Exercise prompt. Output the material beneath this task exactly, images excluded.

:::::

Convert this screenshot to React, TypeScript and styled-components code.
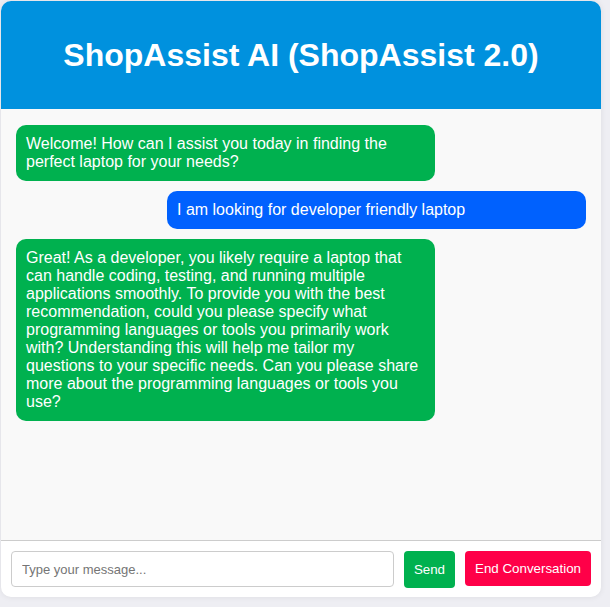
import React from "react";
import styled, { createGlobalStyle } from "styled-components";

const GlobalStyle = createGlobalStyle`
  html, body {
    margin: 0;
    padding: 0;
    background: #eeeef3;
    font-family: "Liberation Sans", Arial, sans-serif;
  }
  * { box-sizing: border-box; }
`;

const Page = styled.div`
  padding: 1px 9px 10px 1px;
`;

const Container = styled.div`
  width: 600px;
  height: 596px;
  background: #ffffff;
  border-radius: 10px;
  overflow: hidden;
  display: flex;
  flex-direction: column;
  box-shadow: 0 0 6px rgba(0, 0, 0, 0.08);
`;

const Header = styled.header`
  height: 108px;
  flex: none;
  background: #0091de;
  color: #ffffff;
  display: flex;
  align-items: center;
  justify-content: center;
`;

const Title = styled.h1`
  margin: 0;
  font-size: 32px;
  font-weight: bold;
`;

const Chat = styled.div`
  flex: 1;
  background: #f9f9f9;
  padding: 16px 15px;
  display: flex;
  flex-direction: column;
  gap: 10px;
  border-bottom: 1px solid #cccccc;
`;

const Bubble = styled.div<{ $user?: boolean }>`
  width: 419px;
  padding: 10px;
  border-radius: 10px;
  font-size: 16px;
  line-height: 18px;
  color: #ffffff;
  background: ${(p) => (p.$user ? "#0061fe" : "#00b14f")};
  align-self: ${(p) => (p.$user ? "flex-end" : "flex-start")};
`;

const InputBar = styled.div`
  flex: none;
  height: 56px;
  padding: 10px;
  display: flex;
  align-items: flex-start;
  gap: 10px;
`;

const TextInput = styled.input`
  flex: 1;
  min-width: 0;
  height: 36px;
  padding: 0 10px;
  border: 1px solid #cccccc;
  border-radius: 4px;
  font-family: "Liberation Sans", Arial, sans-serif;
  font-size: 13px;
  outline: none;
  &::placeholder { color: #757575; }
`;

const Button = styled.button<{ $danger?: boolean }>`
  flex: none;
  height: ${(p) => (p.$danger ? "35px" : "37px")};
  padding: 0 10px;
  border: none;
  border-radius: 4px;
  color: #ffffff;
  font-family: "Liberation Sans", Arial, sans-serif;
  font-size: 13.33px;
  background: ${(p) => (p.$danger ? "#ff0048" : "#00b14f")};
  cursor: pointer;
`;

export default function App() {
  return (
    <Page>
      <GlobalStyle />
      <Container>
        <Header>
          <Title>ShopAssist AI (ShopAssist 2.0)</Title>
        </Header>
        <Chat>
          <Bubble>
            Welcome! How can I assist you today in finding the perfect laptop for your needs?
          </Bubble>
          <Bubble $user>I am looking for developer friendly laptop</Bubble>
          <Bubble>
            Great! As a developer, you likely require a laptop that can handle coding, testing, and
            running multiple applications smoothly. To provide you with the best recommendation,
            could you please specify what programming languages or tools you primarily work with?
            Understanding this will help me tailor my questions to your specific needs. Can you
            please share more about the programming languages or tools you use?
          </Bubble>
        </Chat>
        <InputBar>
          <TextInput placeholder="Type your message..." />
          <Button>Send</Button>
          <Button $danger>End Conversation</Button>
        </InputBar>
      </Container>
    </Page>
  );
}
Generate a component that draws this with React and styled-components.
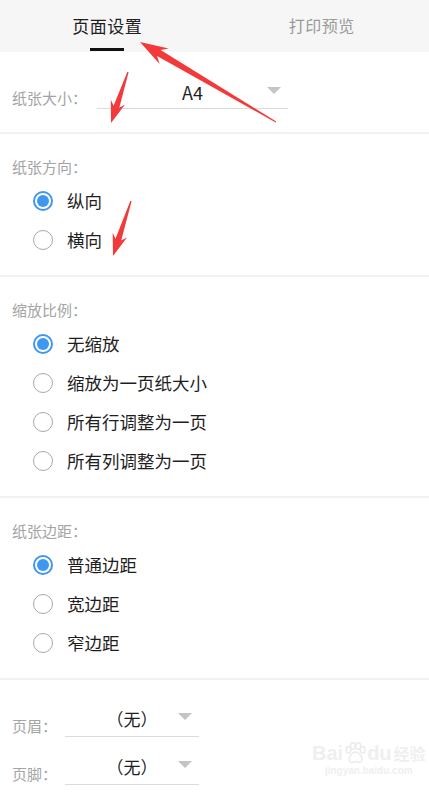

:::::

Written reply.
Convert this screenshot to React, TypeScript and styled-components code.
import React from "react";
import styled, { createGlobalStyle } from "styled-components";

const GlobalStyle = createGlobalStyle`
  html, body {
    margin: 0;
    padding: 0;
    background: #eeeef3;
    font-family: "Liberation Sans", Arial, sans-serif;
  }
  * { box-sizing: border-box; }
`;

const Page = styled.div`
  padding: 1px 9px 10px 1px;
`;

const Container = styled.div`
  width: 600px;
  height: 596px;
  background: #ffffff;
  border-radius: 10px;
  overflow: hidden;
  display: flex;
  flex-direction: column;
  box-shadow: 0 0 6px rgba(0, 0, 0, 0.08);
`;

const Header = styled.header`
  height: 108px;
  flex: none;
  background: #0091de;
  color: #ffffff;
  display: flex;
  align-items: center;
  justify-content: center;
`;

const Title = styled.h1`
  margin: 0;
  font-size: 32px;
  font-weight: bold;
`;

const Chat = styled.div`
  flex: 1;
  background: #f9f9f9;
  padding: 16px 15px;
  display: flex;
  flex-direction: column;
  gap: 10px;
  border-bottom: 1px solid #cccccc;
`;

const Bubble = styled.div<{ $user?: boolean }>`
  width: 419px;
  padding: 10px;
  border-radius: 10px;
  font-size: 16px;
  line-height: 18px;
  color: #ffffff;
  background: ${(p) => (p.$user ? "#0061fe" : "#00b14f")};
  align-self: ${(p) => (p.$user ? "flex-end" : "flex-start")};
`;

const InputBar = styled.div`
  flex: none;
  height: 56px;
  padding: 10px;
  display: flex;
  align-items: flex-start;
  gap: 10px;
`;

const TextInput = styled.input`
  flex: 1;
  min-width: 0;
  height: 36px;
  padding: 0 10px;
  border: 1px solid #cccccc;
  border-radius: 4px;
  font-family: "Liberation Sans", Arial, sans-serif;
  font-size: 13px;
  outline: none;
  &::placeholder { color: #757575; }
`;

const Button = styled.button<{ $danger?: boolean }>`
  flex: none;
  height: ${(p) => (p.$danger ? "35px" : "37px")};
  padding: 0 10px;
  border: none;
  border-radius: 4px;
  color: #ffffff;
  font-family: "Liberation Sans", Arial, sans-serif;
  font-size: 13.33px;
  background: ${(p) => (p.$danger ? "#ff0048" : "#00b14f")};
  cursor: pointer;
`;

export default function App() {
  return (
    <Page>
      <GlobalStyle />
      <Container>
        <Header>
          <Title>ShopAssist AI (ShopAssist 2.0)</Title>
        </Header>
        <Chat>
          <Bubble>
            Welcome! How can I assist you today in finding the perfect laptop for your needs?
          </Bubble>
          <Bubble $user>I am looking for developer friendly laptop</Bubble>
          <Bubble>
            Great! As a developer, you likely require a laptop that can handle coding, testing, and
            running multiple applications smoothly. To provide you with the best recommendation,
            could you please specify what programming languages or tools you primarily work with?
            Understanding this will help me tailor my questions to your specific needs. Can you
            please share more about the programming languages or tools you use?
          </Bubble>
        </Chat>
        <InputBar>
          <TextInput placeholder="Type your message..." />
          <Button>Send</Button>
          <Button $danger>End Conversation</Button>
        </InputBar>
      </Container>
    </Page>
  );
}
Generate a component that draws this with React and styled-components.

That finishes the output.